How do you find the right school for you? I have several friends who are applying or considering applying, and here are questions I recommend pondering as you considering going to school.
- What is important to me about the school and location?
- How do I fit in with the culture?
- Is this what I want to do, and what do I want to do afterward?
- Are there other programs outside of a general MBA, like LGO or other dual degree program, or an optional track focused program or the Chemical Engineering Department’s Practice School, that better meet my interests? (I’ve met people in ChemE and Sloan that would have been a good fit for LGO)
- What kind of people are attracted to this program, and do I want to go to school with them? Are they like me? How are they different?

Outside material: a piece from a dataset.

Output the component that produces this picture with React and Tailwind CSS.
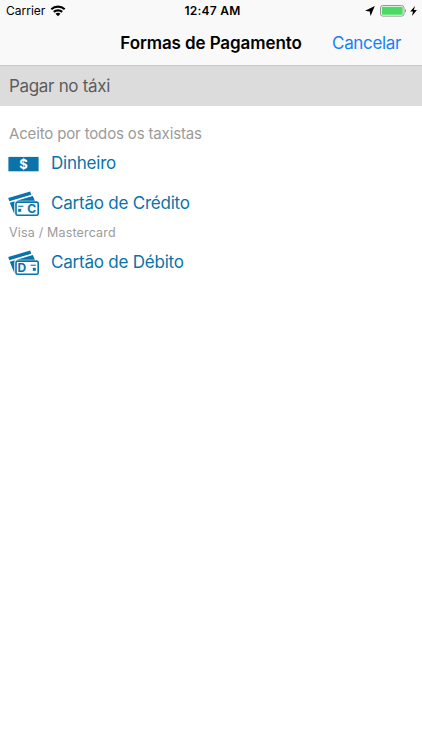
import React from "react";

const WifiIcon = () => (
    <svg width="16" height="12" viewBox="0 0 16 12" fill="none" stroke="#000" strokeWidth="2.1">
        <path d="M1.3 4.2C5 0.8 11 0.8 14.7 4.2" />
        <path d="M3.8 6.9C6.1 4.8 9.9 4.8 12.2 6.9" />
        <path d="M8 11.2L5.5 8.8C6.9 7.5 9.1 7.5 10.5 8.8Z" fill="#000" stroke="none" />
    </svg>
);

const LocationIcon = () => (
    <svg width="10" height="10" viewBox="0 0 10 10">
        <path d="M9.8 0.1L5.6 9.9L4.7 5.4L0.1 4.8Z" fill="#000" />
    </svg>
);

const BatteryIcon = () => (
    <svg width="27" height="12" viewBox="0 0 27 12">
        <rect x="0.5" y="0.5" width="23.5" height="10.6" rx="2.3" fill="#fff" stroke="#8b8b8b" strokeWidth="0.9" />
        <rect x="1.8" y="1.8" width="20.9" height="8" rx="0.9" fill="#4cd964" />
        <path d="M25 4C26.3 4.4 26.3 7.2 25 7.6Z" fill="#8b8b8b" />
    </svg>
);

const BoltIcon = () => (
    <svg width="7" height="10" viewBox="0 0 7 10">
        <path d="M5 0L0.2 5.6H3L2 10L6.9 4.1H3.9Z" fill="#000" />
    </svg>
);

const MoneyIcon = () => (
    <svg width="31" height="16" viewBox="0 0 31 16">
        <rect x="0.4" y="0.9" width="30.2" height="14.4" fill="#0973aa" />
        <text x="15.4" y="12.8" textAnchor="middle" fontSize="13" fontWeight="700" fontFamily="Inter, sans-serif" fill="#fff">
            $
        </text>
    </svg>
);

const CardIcon = ({ letter }) => {
    const credit = letter === "C";
    return (
        <svg width="32" height="26" viewBox="0 0 32 26" fill="#0973aa">
            <path d="M0.2 7L22.2 0.5L23.3 3.7L1.3 10.3Z" />
            <path d="M1.8 11.7L24.8 5L26.9 9.8H8.7Q6.3 9.8 6.3 12.2V23Z" />
            <rect x="8" y="11.1" width="22.2" height="13.2" rx="1.6" fill="#fff" stroke="#0973aa" strokeWidth="1.6" />
            <text
                x={credit ? 23.8 : 13.8}
                y="22"
                textAnchor="middle"
                fontSize="12"
                fontWeight="700"
                fontFamily="Inter, sans-serif"
            >
                {letter}
            </text>
            <rect x={credit ? 10.2 : 22.6} y="14.7" width="5.2" height="1.1" />
            <rect x={credit ? 10.2 : 24.8} y="17.8" width="3" height="3" />
        </svg>
    );
};

const PaymentOption = ({ icon, label }) => (
    <button className="flex h-[30px] w-full items-center pl-2 text-left">
        <span className="w-[43px] pt-px">{icon}</span>
        <span className="text-[17px] leading-[22px] tracking-[-0.22px] text-[#0973aa]">{label}</span>
    </button>
);

const App = () => {
    return (
        <div className="h-[750px] w-[422px] overflow-hidden bg-white font-['Inter',sans-serif]">
            <header className="h-[66px] border-b border-[#c9c9c9] bg-[#f9f9f9]">
                <div className="grid h-[22px] grid-cols-3 items-center px-[6px] text-black">
                    <div className="flex items-center gap-[5px]">
                        <span className="text-[12px]">Carrier</span>
                        <WifiIcon />
                    </div>
                    <span className="whitespace-nowrap pl-[3px] text-center text-[12px] font-semibold tracking-[0.25px]">12:47 AM</span>
                    <div className="-mr-[1px] flex items-center justify-end gap-[3px]">
                        <span className="mr-[2px]">
                            <LocationIcon />
                        </span>
                        <BatteryIcon />
                        <BoltIcon />
                    </div>
                </div>
                <div className="grid h-[43px] grid-cols-[1fr_auto_1fr] items-center">
                    <span />
                    <h1 className="text-[17px] font-semibold tracking-[-0.1px] text-black">Formas de Pagamento</h1>
                    <button className="pr-[21px] text-right text-[17px] tracking-[-0.35px] text-[#1481fa]">Cancelar</button>
                </div>
            </header>

            <h2 className="flex h-10 items-center bg-[#dcdcdc] pt-[2px] pl-[9px] text-[17px] tracking-[-0.32px] text-[#5c5c5e]">
                Pagar no táxi
            </h2>

            <main className="pt-[17px]">
                <p className="h-[25px] pl-[9px] text-[15px] leading-[21px] tracking-[-0.15px] text-[#9b9b9b]">
                    Aceito por todos os taxistas
                </p>
                <PaymentOption icon={<MoneyIcon />} label="Dinheiro" />
                <div className="pt-[10px]">
                    <PaymentOption icon={<CardIcon letter="C" />} label="Cartão de Crédito" />
                </div>
                <p className="h-[29px] pl-[9px] pt-[6px] text-[12.5px] leading-[18px] tracking-[0.17px] text-[#9b9b9b]">
                    Visa / Mastercard
                </p>
                <PaymentOption icon={<CardIcon letter="D" />} label="Cartão de Débito" />
            </main>
        </div>
    );
};

export default App;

- What type of companies, industries, and locations of companies recruit at this school?
My biggest piece of advice to answer some of these questions is to visit schools. Unfortunately, visiting schools is often expensive and takes a lot of time, and possibly vacation from work.
I highly recommend visiting your top potential few schools. But, since it is expensive and time consuming to visit many schools, I also recommend visiting schools nearby your current location, even if you might not be interested in them. This helps you learn more about what you want and may reinforce or shift your thoughts. I didn’t take advantage of this enough - there were two good schools nearby and two others within a short drive that I should have visited.
Visiting a class or spending a day with a student is a great way to learn about the culture and student life. During a class visit at a school-which-shall-remain-unnamed, my host student spent her time in class with her laptop up, working on something for the next class and proceeded to tell me that this professor wasn’t very good, to justify why no one was paying attention! In this experience, I learned that this school was not worth me leaving my job, and it reinforced how important it is for me to be respectful during my classes (paying attention, not entering/exiting the room, not using cell phone/texting, not having my laptop up). It is disruptive for other students, hurts the brand image of the school for current and prospective students, and disrespectful to professors, lecturers, and guest speakers.
Outside of visiting schools, I relied heavily on stories from alumni friends and the internet because I couldn’t easily travel much with a small baby. This is one of the reasons I am blogging. Good websites and blogs are very important to creating a good image for a program. Bad websites turn students off and disorganization or poor communication translates to the image of a poor experience as a student. I also found it frustrating when schools advertised blogs that hadn’t been updated in months or years! I particularly like the feeds set up for Sloan and LGO, where you can readily read the latest student blogs, without clicking through a dozen blogs that aren’t used. If a school can’t do a good job of communicating when they are trying to sell the product, how will they do after I’m already a student!
In conclusion, listen to your own thoughts and find the school that is right for you. All the schools with top rankings will attract great students with more diversity in experiences than practically any other environment, and have an outstanding program and faculty to teach you. If you’re a prospective student, I do hope you look at LGO, MIT, and Sloan, and if it is a good fit for you like it is for me, I hope to see you here. If it isn’t, I hope you find what you’re looking for.
Search inside yourself and decide what is right for you.